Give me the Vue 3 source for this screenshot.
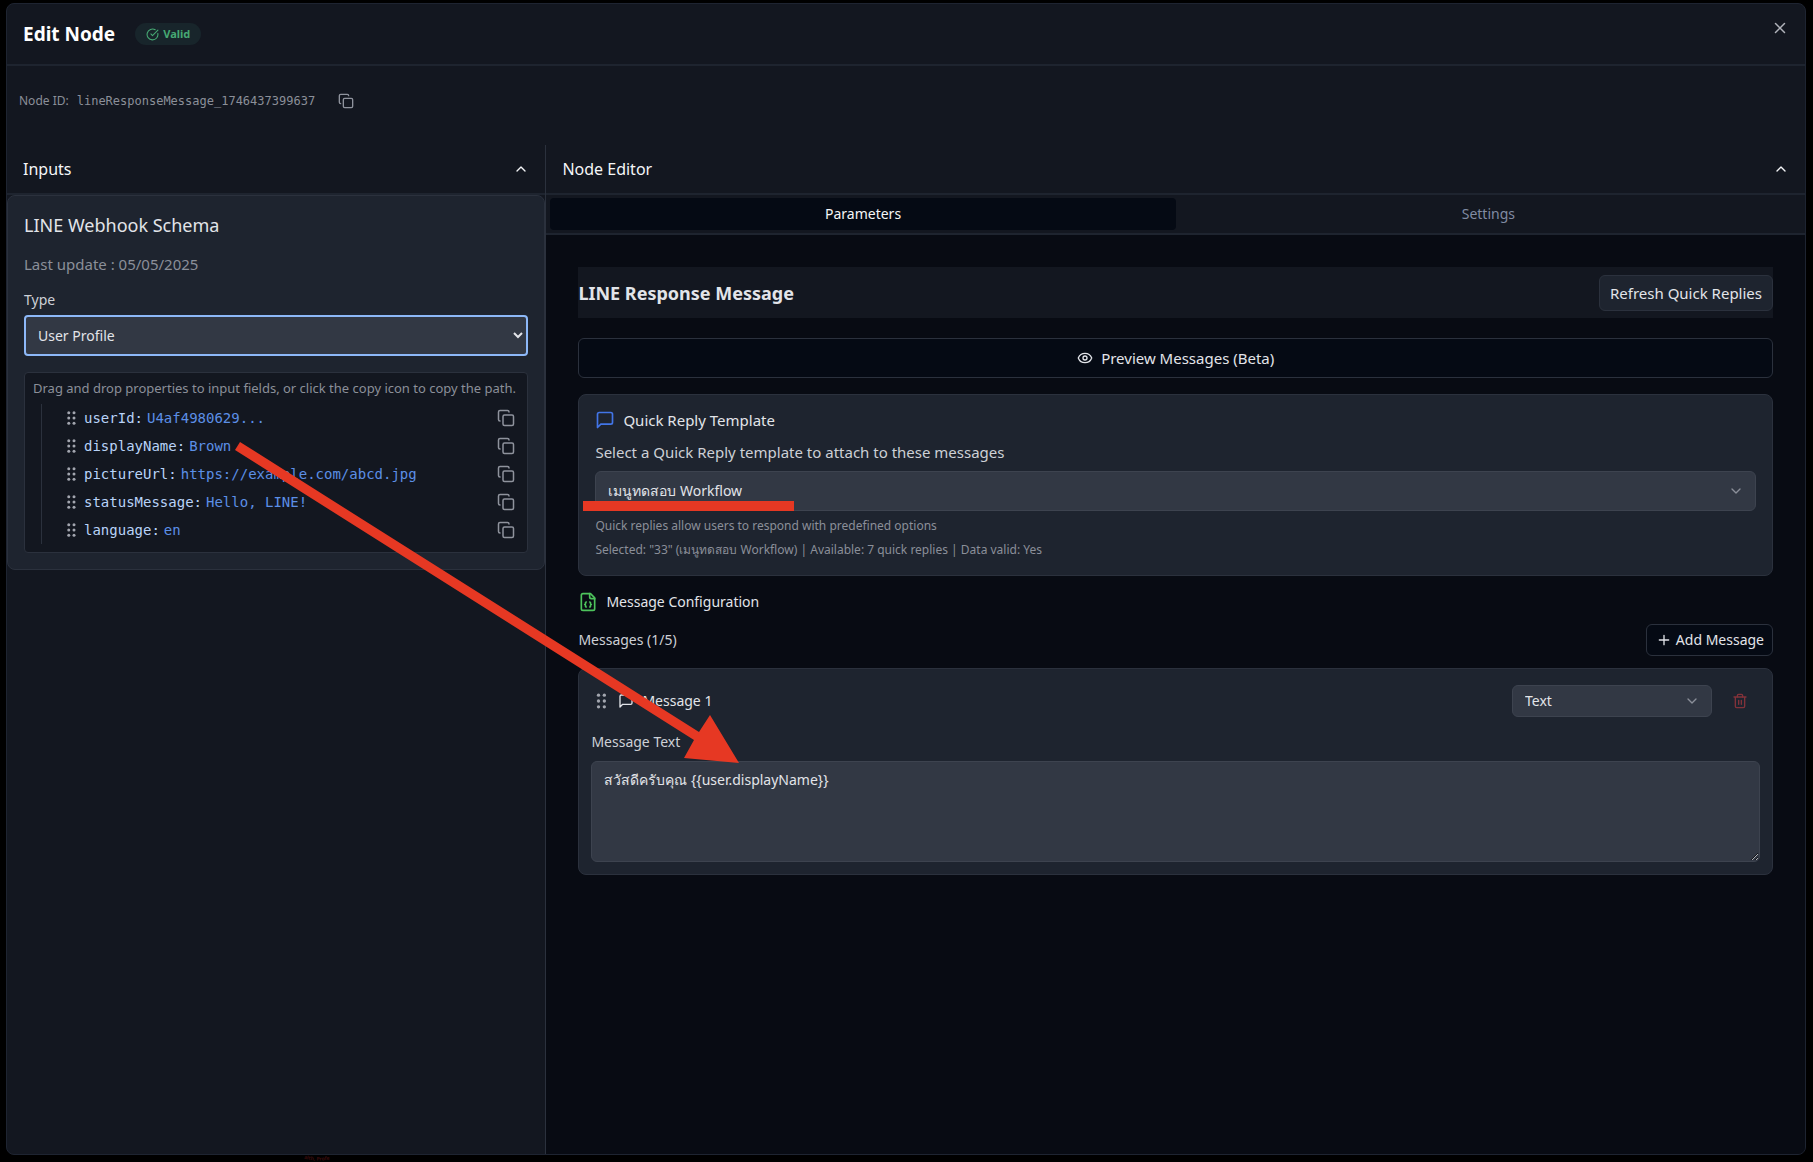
<script setup>
import { ref } from "vue";

const schemaType = ref("User Profile");
const quickReply = ref("33");
const messageType = ref("Text");
const messageText = ref("สวัสดีครับคุณ {{user.displayName}}");
const activeTab = ref("Parameters");
const inputsOpen = ref(true);
const editorOpen = ref(true);

const nodeId = "lineResponseMessage_1746437399637";
const tabs = ["Parameters", "Settings"];

const properties = [
  { key: "userId", value: "U4af4980629..." },
  { key: "displayName", value: "Brown" },
  { key: "pictureUrl", value: "https://example.com/abcd.jpg" },
  { key: "statusMessage", value: "Hello, LINE!" },
  { key: "language", value: "en" },
];

const gripDots = [
  [9, 5],
  [9, 12],
  [9, 19],
  [16, 5],
  [16, 12],
  [16, 19],
];

const copyPath = (key) => {
  navigator.clipboard?.writeText(key);
};
</script>

<template>
  <div class="backdrop">
    <svg class="behind" viewBox="0 0 40 8" aria-hidden="true">
      <path id="arc" d="M2 4 Q20 9 38 4" fill="none" />
      <text><textPath href="#arc" startOffset="3">alth, Profe</textPath></text>
    </svg>

    <div class="dialog" role="dialog" aria-labelledby="dialog-title">
      <header class="dialog-header">
        <h1 id="dialog-title">Edit Node</h1>
        <span class="badge">
          <svg class="icon" viewBox="0 0 24 24">
            <path d="M21.8 10A10 10 0 1 1 17 3.335" />
            <path d="m9 11 3 3L22 4" />
          </svg>
          Valid
        </span>
        <button class="icon-button close" aria-label="Close">
          <svg class="icon i18" viewBox="0 0 24 24">
            <path d="M18 6 6 18M6 6l12 12" />
          </svg>
        </button>
      </header>

      <div class="node-id">
        <span>Node ID:</span>
        <code>{{ nodeId }}</code>
        <button class="icon-button" aria-label="Copy node ID" @click="copyPath(nodeId)">
          <svg class="icon i16" viewBox="0 0 24 24">
            <rect x="8" y="8" width="14" height="14" rx="2" />
            <path d="M4 16c-1.1 0-2-.9-2-2V4c0-1.1.9-2 2-2h10c1.1 0 2 .9 2 2" />
          </svg>
        </button>
      </div>

      <div class="columns">
        <section class="inputs">
          <button class="section-header" @click="inputsOpen = !inputsOpen">
            Inputs
            <svg class="icon i16" viewBox="0 0 24 24"><path d="m18 15-6-6-6 6" /></svg>
          </button>

          <div v-show="inputsOpen" class="card schema">
            <h2>LINE Webhook Schema</h2>
            <p class="updated">Last update : 05/05/2025</p>
            <label for="schema-type">Type</label>
            <select id="schema-type" v-model="schemaType" class="native-select">
              <option>User Profile</option>
              <option>Message Event</option>
            </select>

            <div class="tree">
              <p class="tree-hint">
                Drag and drop properties to input fields, or click the copy icon to copy the path.
              </p>
              <ul>
                <li v-for="item in properties" :key="item.key" draggable="true">
                  <svg class="grip" viewBox="0 0 24 24">
                    <circle v-for="(dot, i) in gripDots" :key="i" :cx="dot[0]" :cy="dot[1]" r="2" />
                  </svg>
                  <span class="key">{{ item.key }}:</span>
                  <span class="value">{{ item.value }}</span>
                  <button
                    class="icon-button"
                    :aria-label="'Copy ' + item.key"
                    @click="copyPath(item.key)"
                  >
                    <svg class="icon i18" viewBox="0 0 24 24">
                      <rect x="8" y="8" width="14" height="14" rx="2" />
                      <path d="M4 16c-1.1 0-2-.9-2-2V4c0-1.1.9-2 2-2h10c1.1 0 2 .9 2 2" />
                    </svg>
                  </button>
                </li>
              </ul>
            </div>
          </div>
        </section>

        <section class="editor">
          <button class="section-header" @click="editorOpen = !editorOpen">
            Node Editor
            <svg class="icon i16" viewBox="0 0 24 24"><path d="m18 15-6-6-6 6" /></svg>
          </button>

          <div class="tabs" role="tablist">
            <button
              v-for="tab in tabs"
              :key="tab"
              role="tab"
              :aria-selected="activeTab === tab"
              :class="{ active: activeTab === tab }"
              @click="activeTab = tab"
            >
              {{ tab }}
            </button>
          </div>

          <div v-show="editorOpen" class="editor-body">
            <div class="title-bar">
              <h2>LINE Response Message</h2>
              <button class="refresh">Refresh Quick Replies</button>
            </div>

            <button class="preview">
              <svg class="icon i16" viewBox="0 0 24 24">
                <path
                  d="M2.062 12.348a1 1 0 0 1 0-.696 10.75 10.75 0 0 1 19.876 0 1 1 0 0 1 0 .696 10.75 10.75 0 0 1-19.876 0"
                />
                <circle cx="12" cy="12" r="3" />
              </svg>
              Preview Messages (Beta)
            </button>

            <div class="card quick-reply">
              <h3>
                <svg class="icon i20 blue" viewBox="0 0 24 24">
                  <path d="M21 15a2 2 0 0 1-2 2H7l-4 4V5a2 2 0 0 1 2-2h14a2 2 0 0 1 2 2z" />
                </svg>
                Quick Reply Template
              </h3>
              <label for="quick-reply">Select a Quick Reply template to attach to these messages</label>
              <div class="select-wrap marked">
                <select id="quick-reply" v-model="quickReply">
                  <option value="33">เมนูทดสอบ Workflow</option>
                </select>
                <svg class="icon i16" viewBox="0 0 24 24"><path d="m6 9 6 6 6-6" /></svg>
              </div>
              <p class="help">Quick replies allow users to respond with predefined options</p>
              <p class="help">
                Selected: "33" (เมนูทดสอบ Workflow) | Available: 7 quick replies | Data valid: Yes
              </p>
            </div>

            <h3>
              <svg class="icon i20 green" viewBox="0 0 24 24">
                <path d="M15 2H6a2 2 0 0 0-2 2v16a2 2 0 0 0 2 2h12a2 2 0 0 0 2-2V7Z" />
                <path d="M14 2v4a2 2 0 0 0 2 2h4" />
                <path d="M10 12a1 1 0 0 0-1 1v1a1 1 0 0 1-1 1 1 1 0 0 1 1 1v1a1 1 0 0 0 1 1" />
                <path d="M14 18a1 1 0 0 0 1-1v-1a1 1 0 0 1 1-1 1 1 0 0 1-1-1v-1a1 1 0 0 0-1-1" />
              </svg>
              Message Configuration
            </h3>

            <div class="messages-bar">
              <span>Messages (1/5)</span>
              <button class="add">
                <svg class="icon i16" viewBox="0 0 24 24"><path d="M5 12h14M12 5v14" /></svg>
                Add Message
              </button>
            </div>

            <div class="card message">
              <div class="message-head">
                <svg class="grip large" viewBox="0 0 24 24">
                  <circle v-for="(dot, i) in gripDots" :key="i" :cx="dot[0]" :cy="dot[1]" r="2" />
                </svg>
                <svg class="icon i16" viewBox="0 0 24 24">
                  <path d="M21 15a2 2 0 0 1-2 2H7l-4 4V5a2 2 0 0 1 2-2h14a2 2 0 0 1 2 2z" />
                </svg>
                <span class="message-name">Message 1</span>
                <div class="select-wrap small">
                  <select v-model="messageType" aria-label="Message type">
                    <option>Text</option>
                    <option>Image</option>
                  </select>
                  <svg class="icon i16" viewBox="0 0 24 24"><path d="m6 9 6 6 6-6" /></svg>
                </div>
                <button class="icon-button trash" aria-label="Delete message">
                  <svg class="icon i16" viewBox="0 0 24 24">
                    <path d="M3 6h18M19 6v14c0 1-1 2-2 2H7c-1 0-2-1-2-2V6" />
                    <path d="M8 6V4c0-1 1-2 2-2h4c1 0 2 1 2 2v2M10 11v6M14 11v6" />
                  </svg>
                </button>
              </div>
              <label for="message-text">Message Text</label>
              <textarea id="message-text" v-model="messageText"></textarea>
            </div>
          </div>
        </section>
      </div>
    </div>

    <!-- arrow linking displayName to the message text -->
    <svg class="arrow" viewBox="0 0 504 321" aria-hidden="true">
      <polygon points="5,0 464,290 475,273 504,321 449,316 459,298 0,8" />
    </svg>
  </div>
</template>

<style>
body {
  background-color: #000;
}
</style>

<style scoped>
* {
  box-sizing: border-box;
}
h1,
h2,
h3,
p,
ul {
  margin: 0;
  padding: 0;
}
button,
select,
textarea {
  font: inherit;
  color: inherit;
}
button {
  cursor: pointer;
}
.backdrop {
  position: relative;
  display: flex;
  min-height: 100vh;
  padding: 3px 7px 7px 6px;
  font-family: "Noto Sans", "Open Sans", sans-serif;
  font-size: 14px;
  line-height: 20px;
  color: #e2e4e9;
}
.behind {
  position: absolute;
  left: 299px;
  bottom: 0;
  width: 40px;
  height: 8px;
  font-size: 5px;
  font-weight: bold;
  fill: #3a0c0c;
}
.dialog {
  position: relative;
  display: flex;
  flex-direction: column;
  flex: 1;
  min-width: 0;
  border: 1px solid #1e2431;
  border-radius: 8px;
  background-color: #131720;
  overflow: hidden;
}
.dialog-header {
  display: flex;
  align-items: center;
  gap: 20px;
  height: 62px;
  padding: 0 16px;
  border-bottom: 2px solid #1e242f;
}
h1 {
  font-size: 19px;
  line-height: 28px;
  color: #fff;
}
.badge {
  display: flex;
  align-items: center;
  gap: 4px;
  padding: 1px 11px;
  border-radius: 12px;
  background-color: #18252b;
  color: #46a873;
  font-size: 11px;
  font-weight: bold;
}
.badge .icon {
  width: 13px;
  height: 13px;
}
.icon {
  flex: none;
  fill: none;
  stroke: currentColor;
  stroke-width: 2;
  stroke-linecap: round;
  stroke-linejoin: round;
}
.i16 {
  width: 16px;
  height: 16px;
}
.i18 {
  width: 18px;
  height: 18px;
}
.i20 {
  width: 20px;
  height: 20px;
}
.blue {
  color: #4275e8;
}
.green {
  color: #4dc35c;
}
.icon-button {
  display: flex;
  padding: 0;
  border: none;
  background: none;
  color: #8f939d;
}
.close {
  align-self: flex-start;
  margin: 15px 0 0 auto;
  color: #b0b3ba;
}
.node-id {
  display: flex;
  align-items: center;
  gap: 8px;
  height: 79px;
  padding: 0 12px 9px;
  font-size: 12px;
  color: #8b8f99;
}
.node-id code,
.tree li {
  font-family: "DejaVu Sans Mono", monospace;
}
.node-id .icon-button {
  margin-left: 15px;
}
.columns {
  display: grid;
  grid-template-columns: 3fr 7fr;
  flex: 1;
}
.inputs {
  min-width: 0;
  border-right: 1px solid #2b313d;
}
.editor {
  display: flex;
  flex-direction: column;
  min-width: 0;
  background-color: #080b13;
}
.section-header {
  display: flex;
  justify-content: space-between;
  align-items: center;
  width: 100%;
  height: 50px;
  padding: 0 16px;
  border: none;
  border-bottom: 2px solid #1e242f;
  background-color: #131720;
  color: #f5f6f8;
  font-size: 16px;
}
.card {
  border: 1px solid #2b313d;
  border-radius: 8px;
  background-color: #1e242f;
}
.schema {
  padding: 16px;
}
.schema h2 {
  font-size: 18px;
  font-weight: normal;
  line-height: 26px;
}
.updated {
  margin: 16px 0;
  font-size: 15px;
  color: #8b8f99;
}
label {
  display: block;
  color: #cdd0d6;
}
.native-select {
  display: block;
  width: 100%;
  height: 41px;
  margin: 5px 0 16px;
  padding: 0 8px;
  border: 2px solid #8db8f8;
  border-radius: 4px;
  outline: none;
  background-color: #323844;
}
.tree {
  padding: 5px 8px 8px;
  border: 1px solid #2b313d;
  border-radius: 4px;
  background-color: #131720;
}
.tree-hint {
  margin-bottom: 6px;
  font-size: 13px;
  color: #8b8f99;
}
.tree ul {
  margin-left: 8px;
  padding-left: 20px;
  border-left: 1px solid #2b313d;
  list-style: none;
}
.tree li {
  display: flex;
  align-items: center;
  height: 28px;
}
.grip {
  flex: none;
  width: 18px;
  height: 18px;
  margin-right: 4px;
  fill: #a3a6af;
}
.key {
  margin-right: 4px;
  color: #b9d3f8;
}
.value {
  color: #5c8fe6;
}
.tree .icon-button {
  margin: 0 4px 0 auto;
}
.tabs {
  display: grid;
  grid-template-columns: 1fr 1fr;
  padding: 3px 4px;
  border-bottom: 2px solid #1e242f;
  background-color: #131720;
}
.tabs button {
  height: 32px;
  padding: 0;
  border: none;
  border-radius: 4px;
  background: none;
  color: #808ba3;
}
.tabs .active {
  background-color: #050a14;
  color: #f5f6f8;
}
.editor-body {
  padding: 32px;
}
.title-bar {
  display: flex;
  justify-content: space-between;
  align-items: center;
  height: 51px;
  margin-bottom: 20px;
  background-color: #131720;
}
.title-bar h2 {
  font-size: 18px;
  line-height: 28px;
}
.refresh,
.preview,
.add {
  border: 1px solid #2b313d;
  border-radius: 6px;
}
.refresh {
  height: 36px;
  padding: 0 10px;
  background-color: #1e242f;
  font-size: 15px;
}
.preview,
.add {
  display: flex;
  justify-content: center;
  align-items: center;
  gap: 8px;
  background-color: #050a14;
}
.preview {
  width: 100%;
  height: 40px;
  font-size: 15px;
}
.quick-reply {
  margin: 16px 0;
  padding: 15px 16px;
}
h3 {
  display: flex;
  align-items: center;
  gap: 8px;
  font-size: 14px;
  font-weight: normal;
}
.quick-reply h3 {
  margin-bottom: 12px;
  font-size: 15px;
}
.quick-reply label {
  font-size: 15px;
}
.select-wrap {
  position: relative;
  display: flex;
  align-items: center;
}
.select-wrap select {
  width: 100%;
  height: 40px;
  padding: 0 12px;
  border: 1px solid #3d434f;
  border-radius: 6px;
  background-color: #323844;
  appearance: none;
}
.select-wrap .icon {
  position: absolute;
  right: 12px;
  color: #8b8f99;
  pointer-events: none;
}
.quick-reply .select-wrap {
  margin: 9px 0 5px;
}
/* red underline over the chosen template */
.marked::after {
  content: "";
  position: absolute;
  left: -12px;
  bottom: 0;
  width: 211px;
  height: 10px;
  background-color: #e63823;
}
.help {
  font-size: 12px;
  color: #8b8f99;
}
.help + .help {
  margin-top: 4px;
}
.messages-bar {
  display: flex;
  justify-content: space-between;
  align-items: center;
  margin: 12px 0;
  color: #cdd0d6;
}
.add {
  gap: 4px;
  height: 32px;
  padding: 0 8px 0 9px;
  color: #e2e4e9;
}
.message {
  padding: 16px 12px 12px;
}
.message-head {
  display: flex;
  align-items: center;
  margin-bottom: 15px;
}
.grip.large {
  width: 20px;
  height: 20px;
  margin-right: 7px;
}
.message-name {
  margin-left: 8px;
}
.select-wrap.small {
  width: 200px;
  margin-left: auto;
}
.small select {
  height: 32px;
}
.trash {
  margin: 0 12px 0 20px;
  color: #82323a;
}
textarea {
  display: block;
  width: 100%;
  height: 101px;
  margin-top: 9px;
  padding: 8px 12px;
  border: 1px solid #3d434f;
  border-radius: 6px;
  outline: none;
  background-color: #323844;
  resize: vertical;
}
.arrow {
  position: absolute;
  left: 235px;
  top: 442px;
  width: 504px;
  height: 321px;
  fill: #e63823;
  pointer-events: none;
}
</style>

════

**REQUIREMENT:** Pictures stay out. Print the data exactly, from its first line through the line containing "const editorOpen = ref(true);".

**ANSWER IN FULL:**
Give me the Vue 3 source for this screenshot.
<script setup>
import { ref } from "vue";

const schemaType = ref("User Profile");
const quickReply = ref("33");
const messageType = ref("Text");
const messageText = ref("สวัสดีครับคุณ {{user.displayName}}");
const activeTab = ref("Parameters");
const inputsOpen = ref(true);
const editorOpen = ref(true);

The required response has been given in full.